Investor column: Plot your financial path wisely

May 13, 2014 

To enhance your financial condition, focus first and foremost on what you can control. Start by getting fiscally organized. A certified financial planner can help you with this.

Too often people think the primary value of a financial adviser is picking the right stocks and bonds. But investment giants Morningstar and Vanguard both came out recently with research quantifying the value of planning. They confirm that planning can add significant value to your finances by helping you get your financial house in order, coordinating investments with planning, and maintaining the discipline necessary to avoid unnecessary loss in a volatile market.

Whether you work with an adviser or go it alone, here are four key areas to address annually that will help keep you focused on what is important:

Goals, objectives

Where are you going? As the Cheshire cat said to Alice, "If you don't know where you're going then any road will do." Without direction, without a destination, without a goal, how do you plot a course to get "there"? I once heard that if you can't measure something, it doesn't exist. Defining your goals and measuring progress allows you to focus your efforts and avoid impulsive distractions.

Personal financial statement

A personal financial statement should list your assets, liabilities and insurance to better understand resources you have available to meet your goals. With an updated statement you can more

effectively manage assets for generating short-term income versus long-term growth needs. A good statement will also detail titling of assets and ensure that you are best positioned for additional objectives such as asset protection, tax management and legacy goals.

Investment philosophy

While the investment industry has undergone dramatic changes in my 20-year career as a financial adviser, there are still only a handful of investment philosophies. Most philosophies suggest you will find success with sufficient diversification and patience. The trick is to find one that agrees with you and then stick with it.

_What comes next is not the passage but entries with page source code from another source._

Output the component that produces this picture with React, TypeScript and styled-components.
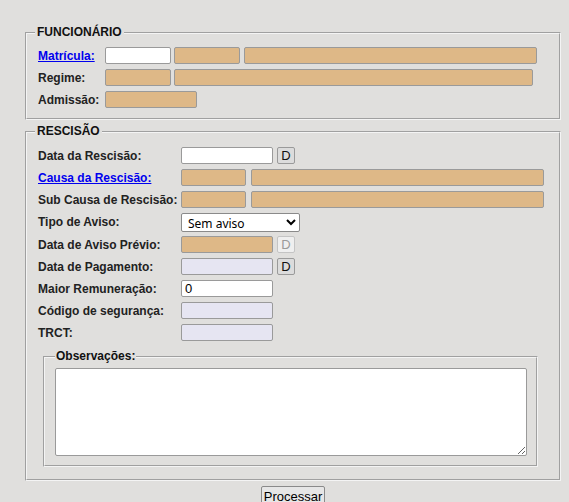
import React from "react"
import styled, { createGlobalStyle } from "styled-components"

const GlobalStyle = createGlobalStyle`
    body {
        margin: 0;
        background: #e0dfdd;
        font-family: "Liberation Sans", Arial, sans-serif;
        font-size: 12px;
        color: #222;
    }
`

type Tone = "white" | "tan" | "lilac"

const tones: Record<Tone, string> = {
    white: "#ffffff",
    tan: "#deb887",
    lilac: "#e6e5f2",
}

export default function App() {
    return (
        <>
            <GlobalStyle />
            <SPage>
                <SFieldset $top={25} $bottom={10} $padTop={7}>
                    <SLegend>FUNCIONÁRIO</SLegend>
                    <SRows>
                        <SRow>
                            <SLabel $w={67}>
                                <SLink href="#">Matrícula:</SLink>
                            </SLabel>
                            <SInput $w={66} $tone="white" />
                            <SInput $w={66} $tone="tan" $ml={3} readOnly />
                            <SInput $w={293} $tone="tan" $ml={4} readOnly />
                        </SRow>
                        <SRow>
                            <SLabel $w={67}>Regime:</SLabel>
                            <SInput $w={66} $tone="tan" readOnly />
                            <SInput $w={359} $tone="tan" $ml={3} readOnly />
                        </SRow>
                        <SRow>
                            <SLabel $w={67}>Admissão:</SLabel>
                            <SInput $w={92} $tone="tan" readOnly />
                        </SRow>
                    </SRows>
                </SFieldset>

                <SFieldset $top={4} $bottom={12} $padTop={8}>
                    <SLegend>RESCISÃO</SLegend>
                    <SRows>
                        <SRow>
                            <SLabel $w={143}>Data da Rescisão:</SLabel>
                            <SInput $w={92} $tone="white" />
                            <SDateButton>D</SDateButton>
                        </SRow>
                        <SRow>
                            <SLabel $w={143}>
                                <SLink href="#">Causa da Rescisão:</SLink>
                            </SLabel>
                            <SInput $w={65} $tone="tan" readOnly />
                            <SInput $w={293} $tone="tan" $ml={5} readOnly />
                        </SRow>
                        <SRow>
                            <SLabel $w={143}>Sub Causa de Rescisão:</SLabel>
                            <SInput $w={65} $tone="tan" readOnly />
                            <SInput $w={293} $tone="tan" $ml={5} readOnly />
                        </SRow>
                        <SRow $h={18}>
                            <SLabel $w={143}>Tipo de Aviso:</SLabel>
                            <SSelect defaultValue="sem">
                                <option value="sem">Sem aviso</option>
                                <option value="trab">Trabalhado</option>
                                <option value="ind">Indenizado</option>
                            </SSelect>
                        </SRow>
                        <SRow>
                            <SLabel $w={143}>Data de Aviso Prévio:</SLabel>
                            <SInput $w={92} $tone="tan" readOnly />
                            <SDateButton disabled>D</SDateButton>
                        </SRow>
                        <SRow>
                            <SLabel $w={143}>Data de Pagamento:</SLabel>
                            <SInput $w={92} $tone="lilac" readOnly />
                            <SDateButton>D</SDateButton>
                        </SRow>
                        <SRow>
                            <SLabel $w={143}>Maior Remuneração:</SLabel>
                            <SInput $w={92} $tone="white" defaultValue="0" />
                        </SRow>
                        <SRow>
                            <SLabel $w={143}>Código de segurança:</SLabel>
                            <SInput $w={92} $tone="lilac" readOnly />
                        </SRow>
                        <SRow>
                            <SLabel $w={143}>TRCT:</SLabel>
                            <SInput $w={92} $tone="lilac" readOnly />
                        </SRow>
                    </SRows>

                    <SObsFieldset>
                        <SObsLegend>Observações:</SObsLegend>
                        <STextArea />
                    </SObsFieldset>
                </SFieldset>

                <SActions>
                    <SSubmit>Processar</SSubmit>
                </SActions>
            </SPage>
        </>
    )
}

const SPage = styled.div`
    padding-left: 25px;
    width: 536px;
`

const SFieldset = styled.fieldset<{ $top: number; $bottom: number; $padTop: number }>`
    box-sizing: border-box;
    width: 536px;
    margin: ${(p) => p.$top}px 0 0 0;
    padding: ${(p) => p.$padTop}px 11px ${(p) => p.$bottom}px 11px;
    border: 2px groove #f4f4f4;
    min-width: 0;
`

const SLegend = styled.legend`
    padding: 0 2px;
    margin-left: -3px;
    font-weight: bold;
    font-size: 12px;
    line-height: 15px;
    color: #111;
`

const SRows = styled.div`
    display: flex;
    flex-direction: column;
    gap: 5px;
`

const SRow = styled.div<{ $h?: number }>`
    display: flex;
    align-items: center;
    height: ${(p) => p.$h ?? 17}px;
`

const SLabel = styled.div<{ $w: number }>`
    flex: 0 0 ${(p) => p.$w}px;
    font-weight: bold;
    font-size: 12px;
    white-space: nowrap;
    color: #222;
`

const SLink = styled.a`
    color: #0000ee;
    text-decoration: underline;
`

const SInput = styled.input<{ $w: number; $tone: Tone; $ml?: number }>`
    box-sizing: border-box;
    width: ${(p) => p.$w}px;
    height: 17px;
    margin: 0 0 0 ${(p) => p.$ml ?? 0}px;
    padding: 0 3px;
    border: 1px solid #9a9a9a;
    border-radius: 2px;
    background: ${(p) => tones[p.$tone]};
    font-family: "Liberation Sans", Arial, sans-serif;
    font-size: 13px;
    color: #000;
    outline: none;
`

const SDateButton = styled.button`
    box-sizing: border-box;
    width: 18px;
    height: 17px;
    margin-left: 4px;
    padding: 0;
    border: 1px solid #9a9a9a;
    border-radius: 2px;
    background: #dcdcdc;
    font-family: "Liberation Sans", Arial, sans-serif;
    font-size: 13px;
    line-height: 15px;
    color: #111;

    &:disabled {
        background: #efefef;
        border-color: #c4c4c4;
        color: #9a9a9a;
    }
`

const SSelect = styled.select`
    box-sizing: border-box;
    width: 119px;
    height: 19px;
    margin: 0;
    padding: 0 2px;
    border: 1px solid #8a8a8a;
    border-radius: 2px;
    background: #fff;
    font-family: "Noto Sans", "DejaVu Sans", sans-serif;
    font-size: 12px;
    color: #000;
`

const SObsFieldset = styled.fieldset`
    box-sizing: border-box;
    width: 495px;
    margin: 8px 0 0 5px;
    padding: 4px 9px 9px 10px;
    border: 2px groove #f4f4f4;
    min-width: 0;
`

const SObsLegend = styled.legend`
    padding: 0 1px;
    font-weight: bold;
    font-size: 12px;
    line-height: 15px;
    color: #111;
`

const STextArea = styled.textarea`
    display: block;
    box-sizing: border-box;
    width: 472px;
    height: 88px;
    margin: 0;
    border: 1px solid #9a9a9a;
    border-radius: 2px;
    background: #fff;
`

const SActions = styled.div`
    display: flex;
    justify-content: center;
    margin-top: 5px;
`

const SSubmit = styled.button`
    box-sizing: border-box;
    height: 20px;
    padding: 0 2px;
    border: 1px solid #8a8a8a;
    border-radius: 2px;
    background: #e6e6e6;
    font-family: "Liberation Sans", Arial, sans-serif;
    font-size: 13px;
    color: #000;
`
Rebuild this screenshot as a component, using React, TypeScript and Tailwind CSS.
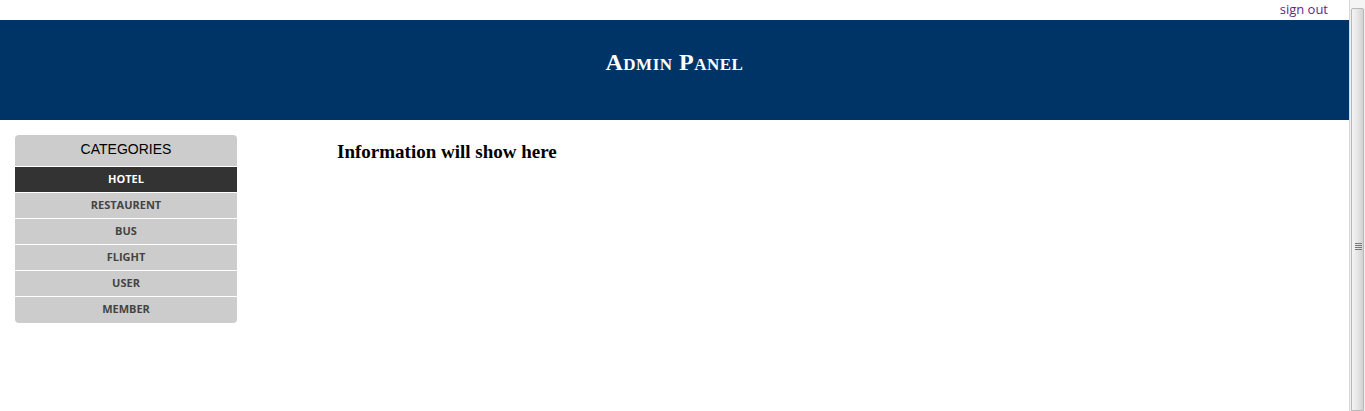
import React from "react";

const items = ["HOTEL", "RESTAURENT", "BUS", "FLIGHT", "USER", "MEMBER"];

export default function App() {
  return (
    <div className="flex h-[411px] w-[1365px] overflow-hidden bg-white">
      <div className="flex-1 min-w-0">
        <div className="flex h-[20px] items-start justify-end pr-[21px] pt-[3px]">
          <a
            href="#"
            className="text-[13px] leading-none text-[#5b2a86]"
            style={{ fontFamily: '"Open Sans", "Liberation Sans", sans-serif' }}
          >
            sign out
          </a>
        </div>
        <div className="flex h-[100px] items-center justify-center bg-[#003366] pb-[17px]">
          <h1
            className="text-[24px] font-bold leading-none tracking-[0.5px] text-white [font-variant:small-caps]"
            style={{ fontFamily: '"Liberation Serif", "Times New Roman", serif' }}
          >
            Admin Panel
          </h1>
        </div>
        <div className="flex pl-[15px] pt-[15px]">
          <div className="w-[222px] overflow-hidden rounded-[4px] bg-[#cccccc] pb-[1px]">
            <div
              className="flex h-[31px] items-center justify-center pb-[3px] text-[14px] text-black"
              style={{ fontFamily: '"Liberation Sans", Arial, sans-serif' }}
            >
              CATEGORIES
            </div>
            {items.map((it, i) => (
              <div
                key={it}
                className={`flex h-[26px] items-center justify-center border-t border-white pb-[1px] text-[11px] font-bold ${
                  i === 0 ? "bg-[#333333] text-white" : "text-[#444444]"
                }`}
                style={{ fontFamily: '"Open Sans", "Liberation Sans", sans-serif' }}
              >
                {it}
              </div>
            ))}
          </div>
          <div className="ml-[100px] pt-[6px]">
            <h2
              className="text-[19px] font-bold leading-[22px] text-black"
              style={{ fontFamily: '"Liberation Serif", "Times New Roman", serif' }}
            >
              Information will show here
            </h2>
          </div>
        </div>
      </div>
      <div className="flex w-[16px] flex-col border-l border-[#d8d8d8] bg-[#f0f0f0]">
        <div className="h-[8px] bg-[#f4f4f4]" />
        <div className="relative mx-[1px] flex-1 rounded-t-[2px] border border-[#b8b8b8] bg-gradient-to-r from-[#f4f4f4] via-[#e6e6e6] to-[#d2d2d2]">
          <div className="absolute left-[3px] top-[234px] flex w-[7px] flex-col gap-[1px]">
            <div className="h-[1px] bg-[#777]" />
            <div className="h-[1px] bg-[#777]" />
            <div className="h-[1px] bg-[#777]" />
            <div className="h-[1px] bg-[#777]" />
          </div>
        </div>
      </div>
    </div>
  );
}
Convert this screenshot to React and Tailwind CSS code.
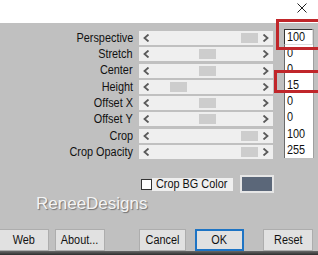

The big mistake comes when you try and change horses in midstream. I worked for a large cap value manager in the 1990s and it was one of the most difficult periods to maintain a value discipline. We had several clients leave us for our paltry low double-digit returns. In 1999, management decided to appease clients by adding some tech names to the portfolio. It was a bad move. Had they stuck to their discipline, they would have eventually rebounded as their original strategy regained favor in the early 2000s.

Estate planning

Estate planning is not just for the rich, nor is it only about death. The risk of incapacity increases substantially with age.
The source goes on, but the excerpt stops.